## [WHAT IS BEING ASKED]
Transcribe every line exactly and omit anything that is a picture.

════════════════════

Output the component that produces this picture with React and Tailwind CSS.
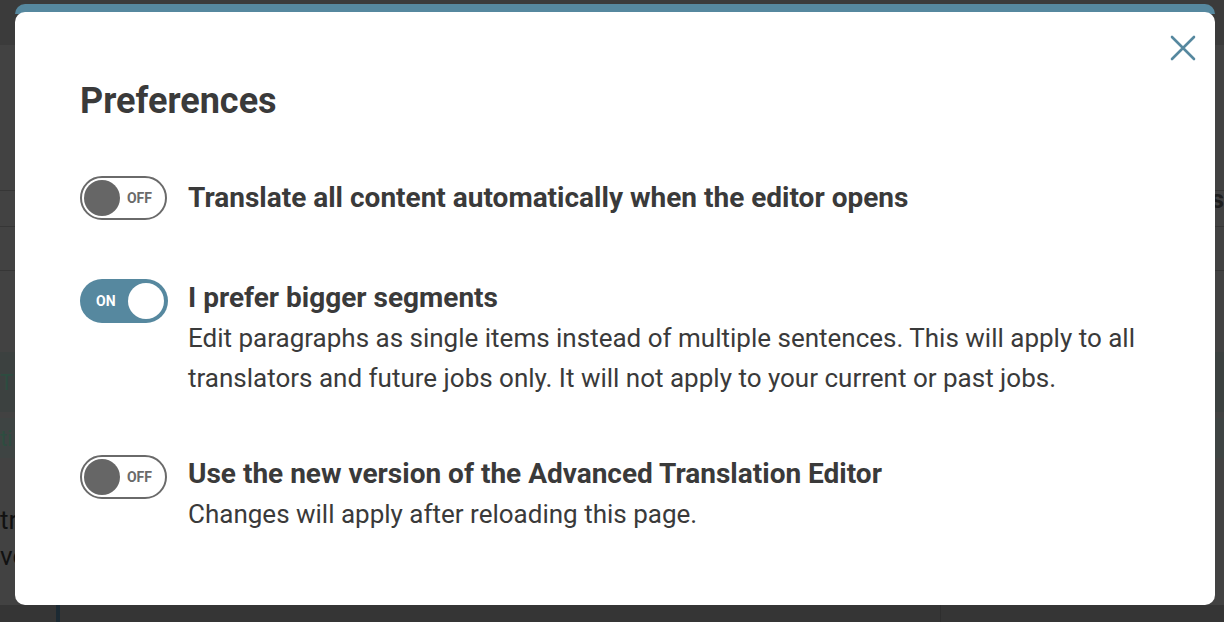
import React from "react";

function Toggle({ on }) {
  if (on) {
    return (
      <div className="flex h-[44px] w-[88px] shrink-0 items-center justify-between rounded-full bg-[#56889f] pl-[16px] pr-[4px]">
        <span className="text-[14px] font-bold text-white">ON</span>
        <span className="h-[36px] w-[36px] rounded-full bg-white" />
      </div>
    );
  }
  return (
    <div className="flex h-[44px] w-[87px] shrink-0 items-center justify-between rounded-full border-2 border-[#6a6a6a] bg-white pl-[2px] pr-[13px]">
      <span className="h-[36px] w-[36px] rounded-full bg-[#666666]" />
      <span className="text-[14px] font-bold text-[#6a6a6a]">OFF</span>
    </div>
  );
}

export default function App() {
  return (
    <div
      className="relative h-[622px] w-[1224px] overflow-hidden bg-[#424242]"
      style={{ fontFamily: "Roboto, 'Noto Sans', sans-serif" }}
    >
      {/* dimmed page behind */}
      <div className="flex h-full w-full flex-col">
        <div className="h-[45px] bg-[#3b3b3b]" />
        <div className="h-[145px]" />
        <div className="h-[36px] border-t border-[#363636]" />
        <div className="h-[44px] border-t border-[#363636]" />
        <div className="h-[82px] border-t border-[#363636]" />
        <div className="flex h-[60px] items-center bg-[#3c4140] text-[22px] text-[#2d4d40]">
          <span>Ti</span>
        </div>
        <div className="h-[6px]" />
        <div className="flex h-[40px] items-center bg-[#3e4443] text-[22px] text-[#2d4d40]">
          <span>ti</span>
        </div>
        <div className="h-[44px]" />
        <div className="text-[26px] leading-[36px] text-[#111]">
          <div>tr</div>
          <div>vo</div>
        </div>
        <div className="mt-auto flex h-[17px] bg-[#353535]">
          <div className="ml-[56px] w-[4px] bg-[#1c2a33]" />
          <div className="ml-[880px] w-[1px] bg-[#2e2e2e]" />
        </div>
      </div>
      <div className="absolute right-[0px] top-[180px] text-[26px] font-bold text-[#1e1e1e]">s</div>

      {/* modal */}
      <div className="absolute left-[15px] top-[4px] flex w-[1200px] flex-col">
        <div className="h-[10px] rounded-t-[10px] bg-[#56889f]" />
        <div className="relative -mt-[2px] h-[593px] rounded-[10px] bg-white pl-[65px] pr-[20px] pt-[69px] text-[#3a3a3a]">
          <svg width="26" height="26" viewBox="0 0 26 26" className="absolute right-[19px] top-[23px]">
            <path d="M2 2 L24 24 M24 2 L2 24" stroke="#56889f" strokeWidth="2.6" strokeLinecap="round" />
          </svg>
          <h1 className="text-[36px] font-bold leading-[40px]">Preferences</h1>

          <div className="mt-[55px] flex items-start gap-[21px]">
            <Toggle on={false} />
            <div className="mt-[2px] text-[28px] font-bold leading-[40px]">
              Translate all content automatically when the editor opens
            </div>
          </div>

          <div className="mt-[59px] flex items-start gap-[20px]">
            <Toggle on />
            <div className="-mt-[1px]">
              <div className="text-[28px] font-bold leading-[40px]">I prefer bigger segments</div>
              <div className="text-[26px] leading-[40px]">
                Edit paragraphs as single items instead of multiple sentences. This will apply to all
                <br />
                translators and future jobs only. It will not apply to your current or past jobs.
              </div>
            </div>
          </div>

          <div className="mt-[57px] flex items-start gap-[21px]">
            <Toggle on={false} />
            <div className="-mt-[1px]">
              <div className="text-[28px] font-bold leading-[40px]">
                Use the new version of the Advanced Translation Editor
              </div>
              <div className="text-[26px] leading-[40px]">Changes will apply after reloading this page.</div>
            </div>
          </div>
        </div>
      </div>
    </div>
  );
}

════════════════════

## [FINAL RESULT]
Output the component that produces this picture with React and Tailwind CSS.
import React from "react";

function Toggle({ on }) {
  if (on) {
    return (
      <div className="flex h-[44px] w-[88px] shrink-0 items-center justify-between rounded-full bg-[#56889f] pl-[16px] pr-[4px]">
        <span className="text-[14px] font-bold text-white">ON</span>
        <span className="h-[36px] w-[36px] rounded-full bg-white" />
      </div>
    );
  }
  return (
    <div className="flex h-[44px] w-[87px] shrink-0 items-center justify-between rounded-full border-2 border-[#6a6a6a] bg-white pl-[2px] pr-[13px]">
      <span className="h-[36px] w-[36px] rounded-full bg-[#666666]" />
      <span className="text-[14px] font-bold text-[#6a6a6a]">OFF</span>
    </div>
  );
}

export default function App() {
  return (
    <div
      className="relative h-[622px] w-[1224px] overflow-hidden bg-[#424242]"
      style={{ fontFamily: "Roboto, 'Noto Sans', sans-serif" }}
    >
      {/* dimmed page behind */}
      <div className="flex h-full w-full flex-col">
        <div className="h-[45px] bg-[#3b3b3b]" />
        <div className="h-[145px]" />
        <div className="h-[36px] border-t border-[#363636]" />
        <div className="h-[44px] border-t border-[#363636]" />
        <div className="h-[82px] border-t border-[#363636]" />
        <div className="flex h-[60px] items-center bg-[#3c4140] text-[22px] text-[#2d4d40]">
          <span>Ti</span>
        </div>
        <div className="h-[6px]" />
        <div className="flex h-[40px] items-center bg-[#3e4443] text-[22px] text-[#2d4d40]">
          <span>ti</span>
        </div>
        <div className="h-[44px]" />
        <div className="text-[26px] leading-[36px] text-[#111]">
          <div>tr</div>
          <div>vo</div>
        </div>
        <div className="mt-auto flex h-[17px] bg-[#353535]">
          <div className="ml-[56px] w-[4px] bg-[#1c2a33]" />
          <div className="ml-[880px] w-[1px] bg-[#2e2e2e]" />
        </div>
      </div>
      <div className="absolute right-[0px] top-[180px] text-[26px] font-bold text-[#1e1e1e]">s</div>

      {/* modal */}
      <div className="absolute left-[15px] top-[4px] flex w-[1200px] flex-col">
        <div className="h-[10px] rounded-t-[10px] bg-[#56889f]" />
        <div className="relative -mt-[2px] h-[593px] rounded-[10px] bg-white pl-[65px] pr-[20px] pt-[69px] text-[#3a3a3a]">
          <svg width="26" height="26" viewBox="0 0 26 26" className="absolute right-[19px] top-[23px]">
            <path d="M2 2 L24 24 M24 2 L2 24" stroke="#56889f" strokeWidth="2.6" strokeLinecap="round" />
          </svg>
          <h1 className="text-[36px] font-bold leading-[40px]">Preferences</h1>

          <div className="mt-[55px] flex items-start gap-[21px]">
            <Toggle on={false} />
            <div className="mt-[2px] text-[28px] font-bold leading-[40px]">
              Translate all content automatically when the editor opens
            </div>
          </div>

          <div className="mt-[59px] flex items-start gap-[20px]">
            <Toggle on />
            <div className="-mt-[1px]">
              <div className="text-[28px] font-bold leading-[40px]">I prefer bigger segments</div>
              <div className="text-[26px] leading-[40px]">
                Edit paragraphs as single items instead of multiple sentences. This will apply to all
                <br />
                translators and future jobs only. It will not apply to your current or past jobs.
              </div>
            </div>
          </div>

          <div className="mt-[57px] flex items-start gap-[21px]">
            <Toggle on={false} />
            <div className="-mt-[1px]">
              <div className="text-[28px] font-bold leading-[40px]">
                Use the new version of the Advanced Translation Editor
              </div>
              <div className="text-[26px] leading-[40px]">Changes will apply after reloading this page.</div>
            </div>
          </div>
        </div>
      </div>
    </div>
  );
}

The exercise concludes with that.